#### [Stated problem]
Copy all the data exactly, except the pictures.

#### [Data shown]
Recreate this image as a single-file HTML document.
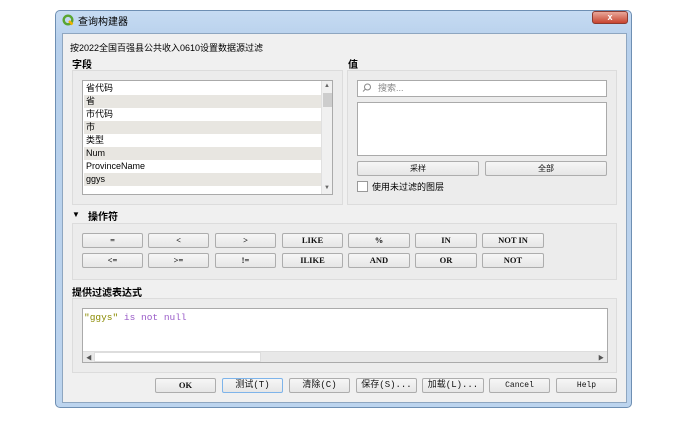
<!DOCTYPE html>
<html><head><meta charset="utf-8"><style>
*{box-sizing:border-box;margin:0;padding:0}
body{width:677px;height:423px;background:#fff;position:relative;overflow:hidden;font-family:"Liberation Sans","Noto Sans CJK SC",sans-serif;font-size:9px;color:#000}
.a{position:absolute}
.win{left:55px;top:10px;width:577px;height:398px;border:1px solid #6e8fb3;border-radius:5px;background:linear-gradient(#c6dbf2,#b7d0ec 30px,#bcd4ee);}
.client{left:62px;top:33px;width:565px;height:370px;background:#f0f0f0;border:1px solid #8ea6c0}
.gb{border:1px solid #dcdcdc;background:#ececec}
.btn{position:absolute;height:15px;border:1px solid #adadad;border-radius:2px;background:linear-gradient(#f6f6f6,#e6e6e6);text-align:center;line-height:13px;font-family:"Liberation Mono","Noto Sans CJK SC",monospace;font-size:8px;color:#111}
.bb{font-weight:bold;font-family:"Liberation Serif","Noto Sans CJK SC",serif;font-size:8.5px}
.lb{font-weight:bold;font-size:10px}
.row{position:absolute;left:1px;width:238px;height:13px;line-height:13px;padding-left:2px;font-size:9px}
.g{background:#e8e6e1}
</style></head><body>
<div class="a win"></div>
<svg class="a" style="left:62px;top:14px" width="12" height="12" viewBox="0 0 12 12"><circle cx="6" cy="6" r="4.3" fill="none" stroke="#59a530" stroke-width="2.4"/><path d="M7 7l3.5 3.5" stroke="#f0b000" stroke-width="2.4"/></svg>
<div class="a" style="left:78px;top:13px;font-size:10px">查询构建器</div>
<div class="a" style="left:592px;top:11px;width:36px;height:13px;border:1px solid #8c3b30;border-radius:3px;background:linear-gradient(#e8a89a,#c8442f);color:#fff;text-align:center;font-size:9px;line-height:11px;font-weight:bold">x</div>
<div class="a client"></div>
<div class="a" style="left:70px;top:41px;font-size:9px">按2022全国百强县公共收入0610设置数据源过滤</div>
<div class="a lb" style="left:72px;top:56px">字段</div>
<div class="a gb" style="left:72px;top:70px;width:271px;height:135px"></div>
<div class="a" style="left:82px;top:80px;width:251px;height:115px;border:1px solid #aaa;background:#fff">
<div class="row" style="top:1px">省代码</div><div class="row g" style="top:14px">省</div><div class="row" style="top:27px">市代码</div><div class="row g" style="top:40px">市</div><div class="row" style="top:53px">类型</div><div class="row g" style="top:66px">Num</div><div class="row" style="top:79px">ProvinceName</div><div class="row g" style="top:92px">ggys</div>
<div class="a" style="left:238px;top:0;width:11px;height:113px;background:#f0f0f0;border-left:1px solid #e0e0e0"><div class="a" style="left:1px;top:12px;width:9px;height:14px;background:#cdcdcd"></div><div class="a" style="left:2px;top:2px;font-size:6px;color:#666">▲</div><div class="a" style="left:2px;top:104px;font-size:6px;color:#666">▼</div></div>
</div>
<div class="a lb" style="left:348px;top:56px">值</div>
<div class="a gb" style="left:347px;top:70px;width:270px;height:135px"></div>
<div class="a" style="left:357px;top:80px;width:250px;height:17px;border:1px solid #aaa;background:#fff;color:#888;padding-left:20px;line-height:15px">搜索...</div>
<svg class="a" style="left:362px;top:83px" width="10" height="10" viewBox="0 0 10 10"><circle cx="5.5" cy="4" r="3" fill="none" stroke="#888"/><path d="M3.3 6.2L1 8.5" stroke="#888"/></svg>
<div class="a" style="left:357px;top:102px;width:250px;height:54px;border:1px solid #aaa;background:#fff"></div>
<div class="btn" style="left:357px;top:161px;width:122px;font-family:'Noto Sans CJK SC'">采样</div>
<div class="btn" style="left:485px;top:161px;width:122px;font-family:'Noto Sans CJK SC'">全部</div>
<div class="a" style="left:357px;top:181px;width:11px;height:11px;border:1px solid #999;background:#fff"></div>
<div class="a" style="left:372px;top:180px">使用未过滤的图层</div>
<div class="a" style="left:72px;top:210px;font-size:8px">▼</div>
<div class="a lb" style="left:88px;top:208px">操作符</div>
<div class="a gb" style="left:72px;top:223px;width:545px;height:57px"></div>
<div class="btn bb" style="left:82px;top:233px;width:61px">=</div>
<div class="btn bb" style="left:148px;top:233px;width:61px">&lt;</div>
<div class="btn bb" style="left:215px;top:233px;width:61px">&gt;</div>
<div class="btn bb" style="left:282px;top:233px;width:61px">LIKE</div>
<div class="btn bb" style="left:348px;top:233px;width:62px">%</div>
<div class="btn bb" style="left:415px;top:233px;width:62px">IN</div>
<div class="btn bb" style="left:482px;top:233px;width:62px">NOT IN</div>
<div class="btn bb" style="left:82px;top:253px;width:61px">&lt;=</div>
<div class="btn bb" style="left:148px;top:253px;width:61px">&gt;=</div>
<div class="btn bb" style="left:215px;top:253px;width:61px">!=</div>
<div class="btn bb" style="left:282px;top:253px;width:61px">ILIKE</div>
<div class="btn bb" style="left:348px;top:253px;width:62px">AND</div>
<div class="btn bb" style="left:415px;top:253px;width:62px">OR</div>
<div class="btn bb" style="left:482px;top:253px;width:62px">NOT</div>
<div class="a lb" style="left:72px;top:284px">提供过滤表达式</div>
<div class="a gb" style="left:72px;top:298px;width:545px;height:75px"></div>
<div class="a" style="left:82px;top:308px;width:526px;height:55px;border:1px solid #aaa;background:#fff">
<div class="a" style="left:1px;top:3px;font-family:'Liberation Mono',monospace;font-size:9.5px"><span style="color:#8a8a00">"ggys"</span> <span style="color:#9a5cc8">is not null</span></div>
<div class="a" style="left:0;top:42px;width:524px;height:11px;background:#e8e8e8;border-top:1px solid #ddd"><div class="a" style="left:11px;top:0;width:167px;height:10px;background:#fff;border:1px solid #ddd"></div><div class="a" style="left:3px;top:1px;font-size:6px;color:#555">◀</div><div class="a" style="left:515px;top:1px;font-size:6px;color:#555">▶</div></div>
</div>
<div class="btn bb" style="left:155px;top:378px;width:61px">OK</div>
<div class="btn" style="left:222px;top:378px;width:61px;border-color:#7eb4ea;font-size:9px">测试(T)</div>
<div class="btn" style="left:289px;top:378px;width:61px;font-size:9px">清除(C)</div>
<div class="btn" style="left:356px;top:378px;width:61px;font-size:9px">保存(S)...</div>
<div class="btn" style="left:422px;top:378px;width:62px;font-size:9px">加载(L)...</div>
<div class="btn" style="left:489px;top:378px;width:61px">Cancel</div>
<div class="btn" style="left:556px;top:378px;width:61px">Help</div>
</body></html>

#### [Solution for this exercise]
Recreate this image as a single-file HTML document.
<!DOCTYPE html>
<html><head><meta charset="utf-8"><style>
*{box-sizing:border-box;margin:0;padding:0}
body{width:677px;height:423px;background:#fff;position:relative;overflow:hidden;font-family:"Liberation Sans","Noto Sans CJK SC",sans-serif;font-size:9px;color:#000}
.a{position:absolute}
.win{left:55px;top:10px;width:577px;height:398px;border:1px solid #6e8fb3;border-radius:5px;background:linear-gradient(#c6dbf2,#b7d0ec 30px,#bcd4ee);}
.client{left:62px;top:33px;width:565px;height:370px;background:#f0f0f0;border:1px solid #8ea6c0}
.gb{border:1px solid #dcdcdc;background:#ececec}
.btn{position:absolute;height:15px;border:1px solid #adadad;border-radius:2px;background:linear-gradient(#f6f6f6,#e6e6e6);text-align:center;line-height:13px;font-family:"Liberation Mono","Noto Sans CJK SC",monospace;font-size:8px;color:#111}
.bb{font-weight:bold;font-family:"Liberation Serif","Noto Sans CJK SC",serif;font-size:8.5px}
.lb{font-weight:bold;font-size:10px}
.row{position:absolute;left:1px;width:238px;height:13px;line-height:13px;padding-left:2px;font-size:9px}
.g{background:#e8e6e1}
</style></head><body>
<div class="a win"></div>
<svg class="a" style="left:62px;top:14px" width="12" height="12" viewBox="0 0 12 12"><circle cx="6" cy="6" r="4.3" fill="none" stroke="#59a530" stroke-width="2.4"/><path d="M7 7l3.5 3.5" stroke="#f0b000" stroke-width="2.4"/></svg>
<div class="a" style="left:78px;top:13px;font-size:10px">查询构建器</div>
<div class="a" style="left:592px;top:11px;width:36px;height:13px;border:1px solid #8c3b30;border-radius:3px;background:linear-gradient(#e8a89a,#c8442f);color:#fff;text-align:center;font-size:9px;line-height:11px;font-weight:bold">x</div>
<div class="a client"></div>
<div class="a" style="left:70px;top:41px;font-size:9px">按2022全国百强县公共收入0610设置数据源过滤</div>
<div class="a lb" style="left:72px;top:56px">字段</div>
<div class="a gb" style="left:72px;top:70px;width:271px;height:135px"></div>
<div class="a" style="left:82px;top:80px;width:251px;height:115px;border:1px solid #aaa;background:#fff">
<div class="row" style="top:1px">省代码</div><div class="row g" style="top:14px">省</div><div class="row" style="top:27px">市代码</div><div class="row g" style="top:40px">市</div><div class="row" style="top:53px">类型</div><div class="row g" style="top:66px">Num</div><div class="row" style="top:79px">ProvinceName</div><div class="row g" style="top:92px">ggys</div>
<div class="a" style="left:238px;top:0;width:11px;height:113px;background:#f0f0f0;border-left:1px solid #e0e0e0"><div class="a" style="left:1px;top:12px;width:9px;height:14px;background:#cdcdcd"></div><div class="a" style="left:2px;top:2px;font-size:6px;color:#666">▲</div><div class="a" style="left:2px;top:104px;font-size:6px;color:#666">▼</div></div>
</div>
<div class="a lb" style="left:348px;top:56px">值</div>
<div class="a gb" style="left:347px;top:70px;width:270px;height:135px"></div>
<div class="a" style="left:357px;top:80px;width:250px;height:17px;border:1px solid #aaa;background:#fff;color:#888;padding-left:20px;line-height:15px">搜索...</div>
<svg class="a" style="left:362px;top:83px" width="10" height="10" viewBox="0 0 10 10"><circle cx="5.5" cy="4" r="3" fill="none" stroke="#888"/><path d="M3.3 6.2L1 8.5" stroke="#888"/></svg>
<div class="a" style="left:357px;top:102px;width:250px;height:54px;border:1px solid #aaa;background:#fff"></div>
<div class="btn" style="left:357px;top:161px;width:122px;font-family:'Noto Sans CJK SC'">采样</div>
<div class="btn" style="left:485px;top:161px;width:122px;font-family:'Noto Sans CJK SC'">全部</div>
<div class="a" style="left:357px;top:181px;width:11px;height:11px;border:1px solid #999;background:#fff"></div>
<div class="a" style="left:372px;top:180px">使用未过滤的图层</div>
<div class="a" style="left:72px;top:210px;font-size:8px">▼</div>
<div class="a lb" style="left:88px;top:208px">操作符</div>
<div class="a gb" style="left:72px;top:223px;width:545px;height:57px"></div>
<div class="btn bb" style="left:82px;top:233px;width:61px">=</div>
<div class="btn bb" style="left:148px;top:233px;width:61px">&lt;</div>
<div class="btn bb" style="left:215px;top:233px;width:61px">&gt;</div>
<div class="btn bb" style="left:282px;top:233px;width:61px">LIKE</div>
<div class="btn bb" style="left:348px;top:233px;width:62px">%</div>
<div class="btn bb" style="left:415px;top:233px;width:62px">IN</div>
<div class="btn bb" style="left:482px;top:233px;width:62px">NOT IN</div>
<div class="btn bb" style="left:82px;top:253px;width:61px">&lt;=</div>
<div class="btn bb" style="left:148px;top:253px;width:61px">&gt;=</div>
<div class="btn bb" style="left:215px;top:253px;width:61px">!=</div>
<div class="btn bb" style="left:282px;top:253px;width:61px">ILIKE</div>
<div class="btn bb" style="left:348px;top:253px;width:62px">AND</div>
<div class="btn bb" style="left:415px;top:253px;width:62px">OR</div>
<div class="btn bb" style="left:482px;top:253px;width:62px">NOT</div>
<div class="a lb" style="left:72px;top:284px">提供过滤表达式</div>
<div class="a gb" style="left:72px;top:298px;width:545px;height:75px"></div>
<div class="a" style="left:82px;top:308px;width:526px;height:55px;border:1px solid #aaa;background:#fff">
<div class="a" style="left:1px;top:3px;font-family:'Liberation Mono',monospace;font-size:9.5px"><span style="color:#8a8a00">"ggys"</span> <span style="color:#9a5cc8">is not null</span></div>
<div class="a" style="left:0;top:42px;width:524px;height:11px;background:#e8e8e8;border-top:1px solid #ddd"><div class="a" style="left:11px;top:0;width:167px;height:10px;background:#fff;border:1px solid #ddd"></div><div class="a" style="left:3px;top:1px;font-size:6px;color:#555">◀</div><div class="a" style="left:515px;top:1px;font-size:6px;color:#555">▶</div></div>
</div>
<div class="btn bb" style="left:155px;top:378px;width:61px">OK</div>
<div class="btn" style="left:222px;top:378px;width:61px;border-color:#7eb4ea;font-size:9px">测试(T)</div>
<div class="btn" style="left:289px;top:378px;width:61px;font-size:9px">清除(C)</div>
<div class="btn" style="left:356px;top:378px;width:61px;font-size:9px">保存(S)...</div>
<div class="btn" style="left:422px;top:378px;width:62px;font-size:9px">加载(L)...</div>
<div class="btn" style="left:489px;top:378px;width:61px">Cancel</div>
<div class="btn" style="left:556px;top:378px;width:61px">Help</div>
</body></html>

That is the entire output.